Riedel, Timotheus
(2024)
Is Quantum Relativism Untameable? Revenge Wigner Arguments for Relative Facts.
[Preprint]
Abstract
Recent no-go theorems for absolute facts in single-world interpretations are widely considered the strongest arguments in favour of ‘quantum relativism’: interpretations according to which measurement results are observer-relative. In this article, however, I show that relativist interpretations are themselves vulnerable to mathematically identical ‘revenge’ theorems, unless they assume a particularly radical form.

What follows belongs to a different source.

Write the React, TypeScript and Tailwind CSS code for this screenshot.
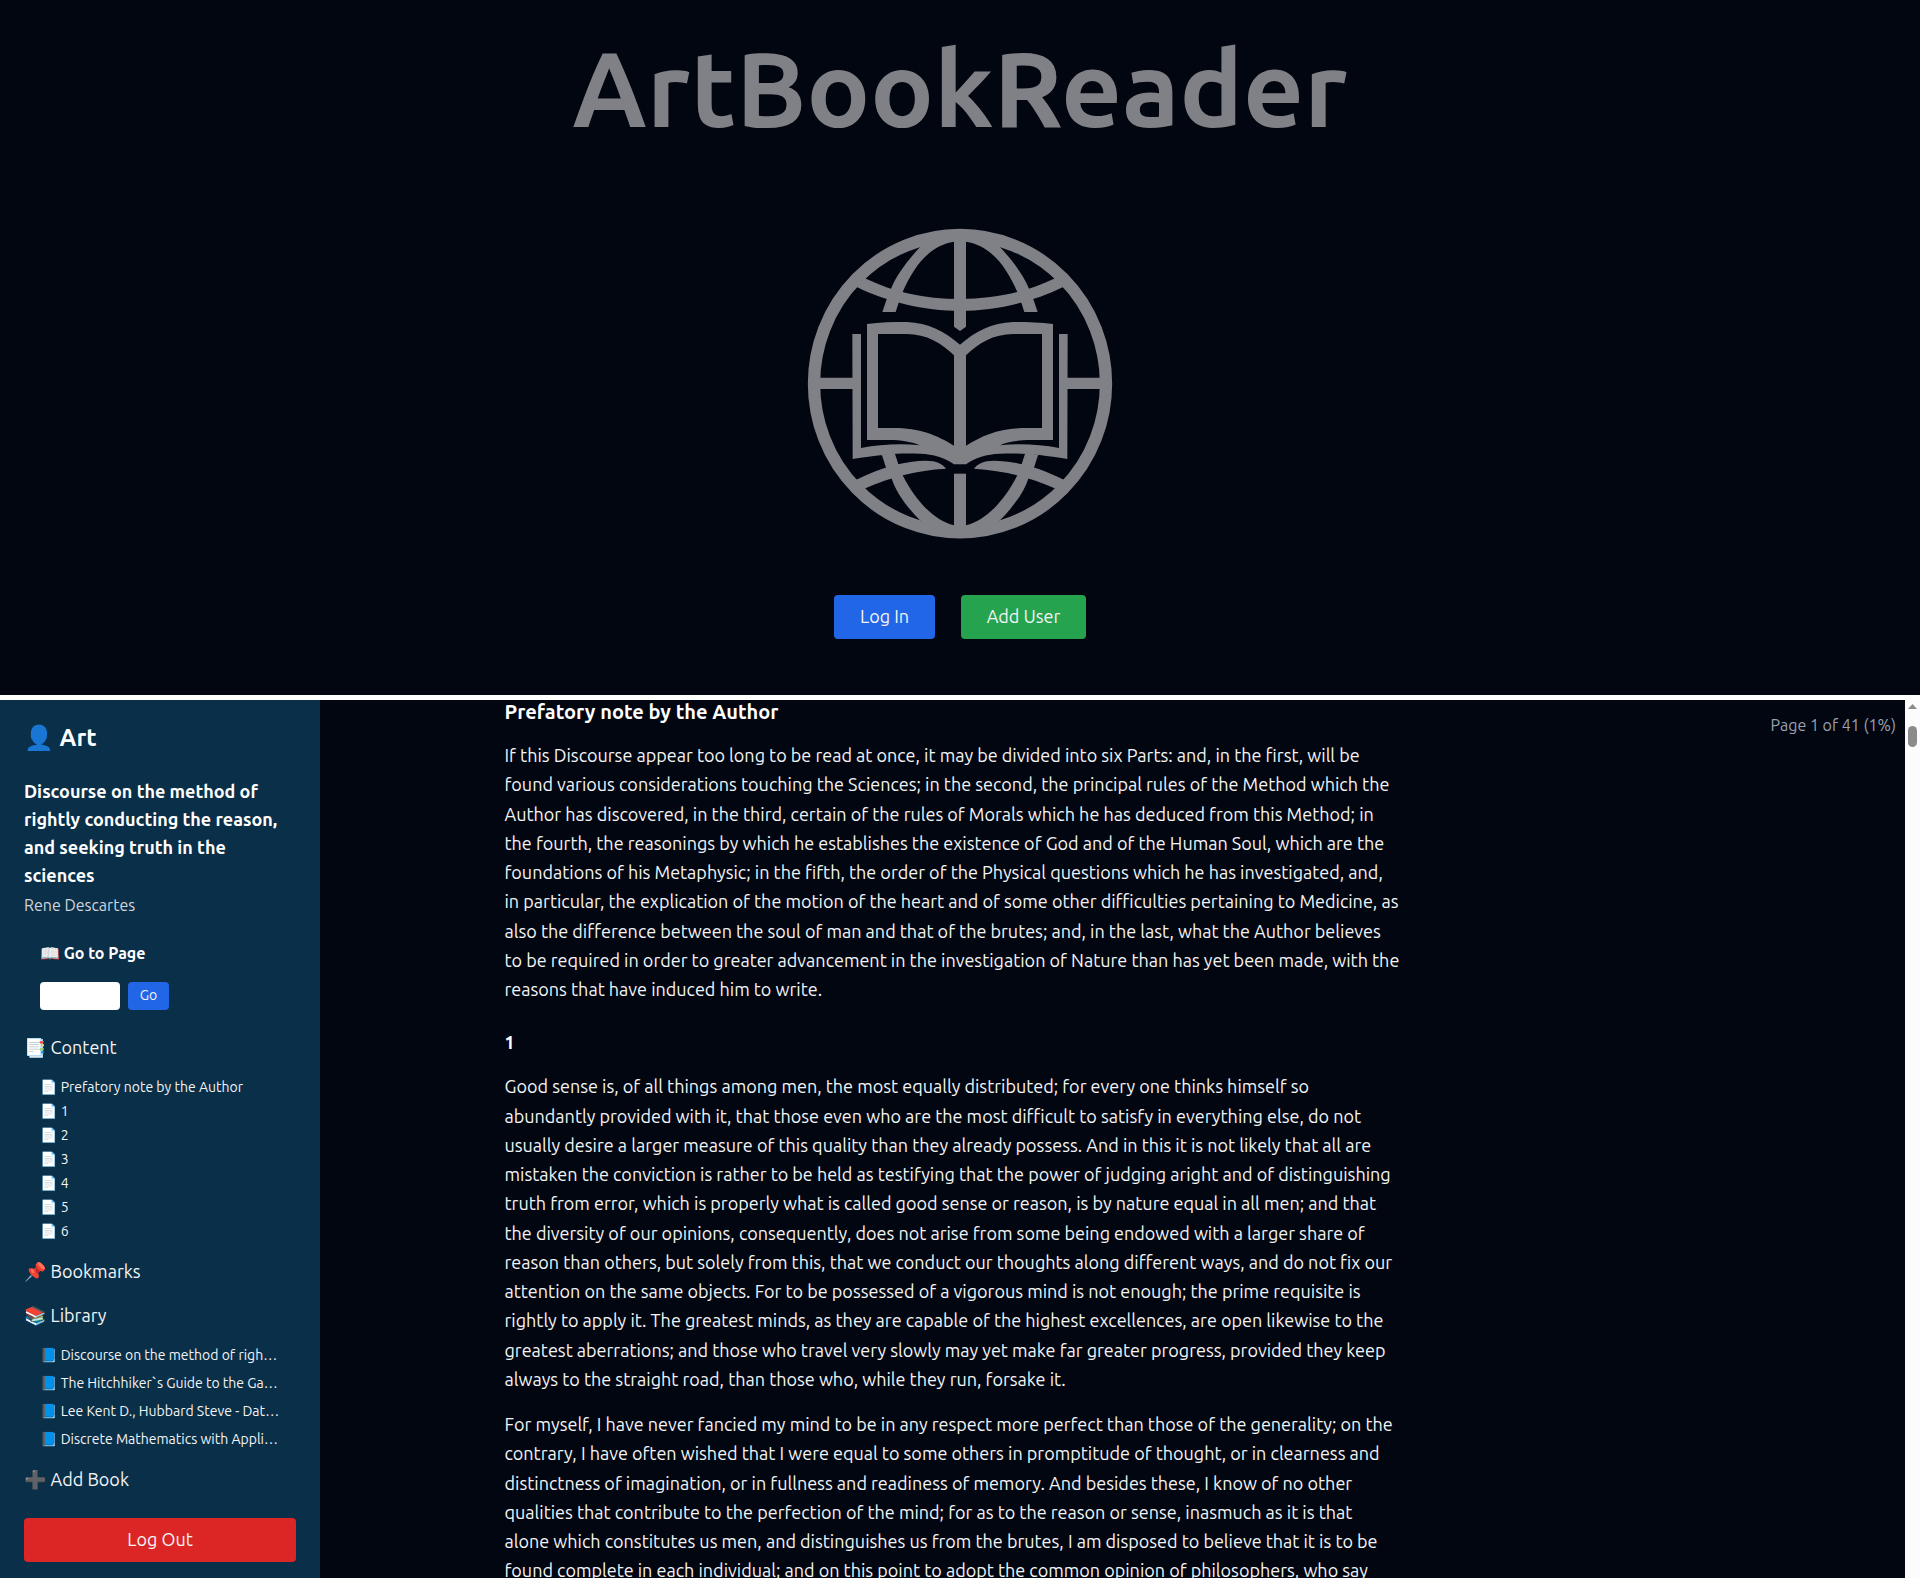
import React from "react";

const preface = [
  "If this Discourse appear too long to be read at once, it may be divided into six Parts: and, in the first, will be",
  "found various considerations touching the Sciences; in the second, the principal rules of the Method which the",
  "Author has discovered, in the third, certain of the rules of Morals which he has deduced from this Method; in",
  "the fourth, the reasonings by which he establishes the existence of God and of the Human Soul, which are the",
  "foundations of his Metaphysic; in the fifth, the order of the Physical questions which he has investigated, and,",
  "in particular, the explication of the motion of the heart and of some other difficulties pertaining to Medicine, as",
  "also the difference between the soul of man and that of the brutes; and, in the last, what the Author believes",
  "to be required in order to greater advancement in the investigation of Nature than has yet been made, with the",
  "reasons that have induced him to write.",
];

const goodSense = [
  "Good sense is, of all things among men, the most equally distributed; for every one thinks himself so",
  "abundantly provided with it, that those even who are the most difficult to satisfy in everything else, do not",
  "usually desire a larger measure of this quality than they already possess. And in this it is not likely that all are",
  "mistaken the conviction is rather to be held as testifying that the power of judging aright and of distinguishing",
  "truth from error, which is properly what is called good sense or reason, is by nature equal in all men; and that",
  "the diversity of our opinions, consequently, does not arise from some being endowed with a larger share of",
  "reason than others, but solely from this, that we conduct our thoughts along different ways, and do not fix our",
  "attention on the same objects. For to be possessed of a vigorous mind is not enough; the prime requisite is",
  "rightly to apply it. The greatest minds, as they are capable of the highest excellences, are open likewise to the",
  "greatest aberrations; and those who travel very slowly may yet make far greater progress, provided they keep",
  "always to the straight road, than those who, while they run, forsake it.",
];

const myself = [
  "For myself, I have never fancied my mind to be in any respect more perfect than those of the generality; on the",
  "contrary, I have often wished that I were equal to some others in promptitude of thought, or in clearness and",
  "distinctness of imagination, or in fullness and readiness of memory. And besides these, I know of no other",
  "qualities that contribute to the perfection of the mind; for as to the reason or sense, inasmuch as it is that",
  "alone which constitutes us men, and distinguishes us from the brutes, I am disposed to believe that it is to be",
  "found complete in each individual; and on this point to adopt the common opinion of philosophers, who say",
];

const chapters = ["Prefatory note by the Author", "1", "2", "3", "4", "5", "6"];

const books = [
  "Discourse on the method of righ…",
  "The Hitchhiker`s Guide to the Ga…",
  "Lee Kent D., Hubbard Steve - Dat…",
  "Discrete Mathematics with Appli…",
];

function Paragraph({ lines }: { lines: string[] }) {
  return (
    <p className="mb-4 text-lg leading-relaxed whitespace-nowrap text-gray-100">
      {lines.map((line) => (
        <React.Fragment key={line}>
          {line}
          <br />
        </React.Fragment>
      ))}
    </p>
  );
}

function GlobeHalf() {
  return (
    <g>
      <path d="M390 111 C350 155 320 195 303 236 L290 268 L277 306 H317 L325 281 L338 246 C375 160 425 105 492 95 V70 L420 90 Z" />
      <path d="M190 190 L228 206 C310 245 400 267 512 267 V303 C400 303 290 275 202 232 L180 225 Z" />
      <path d="M85 503 H190 V537 H85 Z" />
      <path d="M185 815 L202 808 C270 772 350 752 408 752 C440 752 458 762 468 776 C380 781 300 802 228 834 L205 850 Z" />
      <path d="M275 734 C283 752 285 775 305 806 C320 850 350 890 390 931 L430 960 L492 968 V946 C430 930 375 870 338 796 L325 762 L314 729 Z" />
      <path
        fillRule="evenodd"
        d="M187 372 H213 V714 C270 703 335 700 390 706 C370 696 330 690 300 690 H231 V342 C270 337 310 336 350 336 C415 338 465 365 511 405 V763 H492 C465 742 430 733 390 731 C330 728 270 733 188 747 Z M264 372 H350 C410 372 455 400 492 436 V707 C440 675 390 654 310 654 H264 Z"
      />
    </g>
  );
}

function GlobeBook() {
  return (
    <svg viewBox="0 0 1020 1020" className="size-[340px] fill-[#808186]" aria-hidden="true">
      <ellipse cx="510" cy="521" rx="438" ry="446" fill="none" stroke="#808186" strokeWidth="37" />
      <GlobeHalf />
      <g transform="translate(1020 0) scale(-1 1)">
        <GlobeHalf />
      </g>
      <path d="M492 80 H528 V350 L510 363 L492 350 Z" />
      <path d="M492 791 H528 V960 H492 Z" />
    </svg>
  );
}

export default function App() {
  return (
    <div className="bg-white font-['Ubuntu','Noto_Sans','Noto_Color_Emoji',sans-serif] text-white">
      <header className="flex flex-col items-center bg-[#020611] pt-7 pb-14">
        <h1 className="text-[106px] leading-[120px] font-semibold text-[#808186]">ArtBookReader</h1>
        <div className="mt-[62px]">
          <GlobeBook />
        </div>
        <div className="mt-[45px] flex gap-[26px]">
          <button className="h-11 w-[101px] rounded bg-[#2266e8] pb-0.5 text-lg text-gray-100">Log In</button>
          <button className="h-11 w-[125px] rounded bg-[#26a34f] pb-0.5 text-lg text-gray-100">Add User</button>
        </div>
      </header>

      <div className="mt-[5px] flex bg-[#020611]">
        <aside className="w-80 shrink-0 bg-[#0a2f48] px-6 pt-[22px] pb-4">
          <h2 className="text-2xl font-semibold">👤 Art</h2>
          <h3 className="mt-[23px] text-lg leading-7 font-semibold whitespace-nowrap">
            Discourse on the method of
            <br />
            rightly conducting the reason,
            <br />
            and seeking truth in the
            <br />
            sciences
          </h3>
          <p className="mt-1 text-base text-gray-300">Rene Descartes</p>

          <form className="mt-6 pl-4" onSubmit={(e) => e.preventDefault()}>
            <label htmlFor="page" className="block text-base font-semibold">
              📖 Go to Page
            </label>
            <div className="mt-[17px] flex gap-2">
              <input id="page" type="text" className="h-7 w-20 rounded bg-white px-2 text-sm text-black" />
              <button type="submit" className="h-7 w-[41px] rounded bg-[#2266e8] pb-0.5 text-sm text-gray-100">
                Go
              </button>
            </div>
          </form>

          <nav className="flex flex-col text-gray-100">
            <button className="mt-[23px] text-left text-lg leading-7">📑 Content</button>
            <ul className="mt-3.5 pl-4 text-sm leading-6">
              {chapters.map((c) => (
                <li key={c}>
                  <a href="#chapter">📄 {c}</a>
                </li>
              ))}
            </ul>
            <button className="mt-3.5 text-left text-lg leading-7">📌 Bookmarks</button>
            <button className="mt-4 text-left text-lg leading-7">📚 Library</button>
            <ul className="mt-3 pl-4 text-sm leading-7 whitespace-nowrap">
              {books.map((b) => (
                <li key={b}>
                  <a href="#book">📘 {b}</a>
                </li>
              ))}
            </ul>
            <button className="mt-3 text-left text-lg leading-7">➕ Add Book</button>
          </nav>
          <button className="mt-[25px] h-11 w-full rounded bg-[#dc2626] pb-0.5 text-lg text-gray-100">Log Out</button>
        </aside>

        <main className="relative min-w-0 flex-1 overflow-hidden pr-80 contain-size">
          <article className="mx-auto max-w-4xl">
            <h2 className="mb-[17px] text-xl leading-6 font-semibold">Prefatory note by the Author</h2>
            <Paragraph lines={preface} />
            <h2 className="mt-6 mb-4 text-lg leading-7 font-semibold">1</h2>
            <Paragraph lines={goodSense} />
            <Paragraph lines={myself} />
          </article>
          <div className="absolute top-[13px] right-[9px] text-base text-gray-400">Page 1 of 41 (1%)</div>
        </main>

        <div className="flex w-[15px] shrink-0 flex-col items-center bg-[#fcfcfc] pt-1">
          <svg viewBox="0 0 9 5" className="h-[5px] w-[9px] fill-[#8b8b8b]" aria-hidden="true">
            <path d="M0 5 L4.5 0 L9 5 Z" />
          </svg>
          <div className="mt-[17px] h-[21px] w-[9px] rounded-full bg-[#8b8b8b]" />
        </div>
      </div>
    </div>
  );
}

To this end, a novel distinction between tame and feral varieties of quantum relativism is introduced, where a relativist interpretation counts as tame if and only if it postulates absolute facts about relative facts (absolute facts of second order) and the possibility of communication across perspectives. While at first sight preferable to feral views, tame relativism turns out to be subject to revenge problems: arguments against absolute measurement outcomes can be modified and turned against absolute facts about which outcome a measurement has relative to a particular observer. This observation is developed in detail for the case of the ‘local friendliness’ extended Wigner’s friend theorem. Moreover, it is shown to generalize to absolute facts about the facts that obtain relative to sequences of specified reference systems of arbitrary length. This suggests that only the most radical types of relativist interpretations have a hope of being motivated with recourse to extended Wigner’s friend scenarios.